Candra Kartiko | Nia Maharani
Kartini Ingin Perempuan Mendapatkan Pendidikan agar Sempurna menjadi Ibu
Ilustrasi ibu dan anak.[Freepik.com]

Raden Ajeng Kartini. Namanya saya kenal sejak TK melalui lagu dan cerita. Setiap tahun, hari kelahirannya diperingati dengan mengenakan kebaya ke sekolah. Selain itu pasti ada cerita dari bapak ibu guru tentang perjalanan hidupnya sejak lahir hingga wafatnya.

Kartini bagi saya sama kedudukannya seperti pahlawan wanita lainnya. Banyaknya nama pahlawan wanita jauh sebelum Kartini lahir menunjukkan bahwa Indonesia tidak punya masalah dengan emansipasi. Adapun yang terjadi di Jawa adalah kasuistik. Beberapa nama pahlawan wanita adalah Laksamana Wanita Malahayati asal Aceh (tahun 1550-1615 M), dari Maluku ada Marta Cristina Tiahahu (tahun 1800-1818 M), Cut Nyak Dien dari Aceh  (tahun 1848-1908 M), Nyi Ageng Serang berasal dari Purwodadi (tahun 1870-1910 M), dan masih banyak lagi. 

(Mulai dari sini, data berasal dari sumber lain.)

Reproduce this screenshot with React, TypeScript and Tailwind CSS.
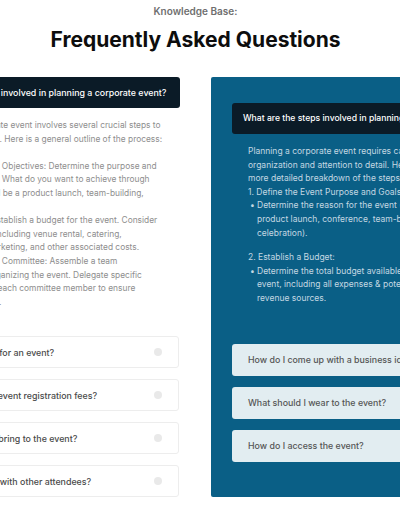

Berbeda dengan perempuan Barat, pada masa-masa itu (masa renaisans dari awal abad ke-14 sampai abad ke-17), mereka  baru saja mencari identitas dan meredefinisi perempuan. Beratus tahun lamanya berada dalam masa kegelapan, perempuan bukan saja dianggap sebagai manusia kelas dua, tapi ada yang menganggapnya setengah manusia. 

Pada awal tahun 1800-an di Inggris, barulah timbul kesadaran bahwa mereka juga manusia yang memiliki kesamaan potensi dengan laki-laki. Kesadaran itu melahirkan gerakan feminisme yang menuntut persamaan hak dengan laki-laki di segala bidang. Dalam perjalanannya, ide dan gerakan feminisme berkembang dan meluas ke seluruh dunia seiring dengan imperialisme dan kolonialisme termasuk ke Indonesia.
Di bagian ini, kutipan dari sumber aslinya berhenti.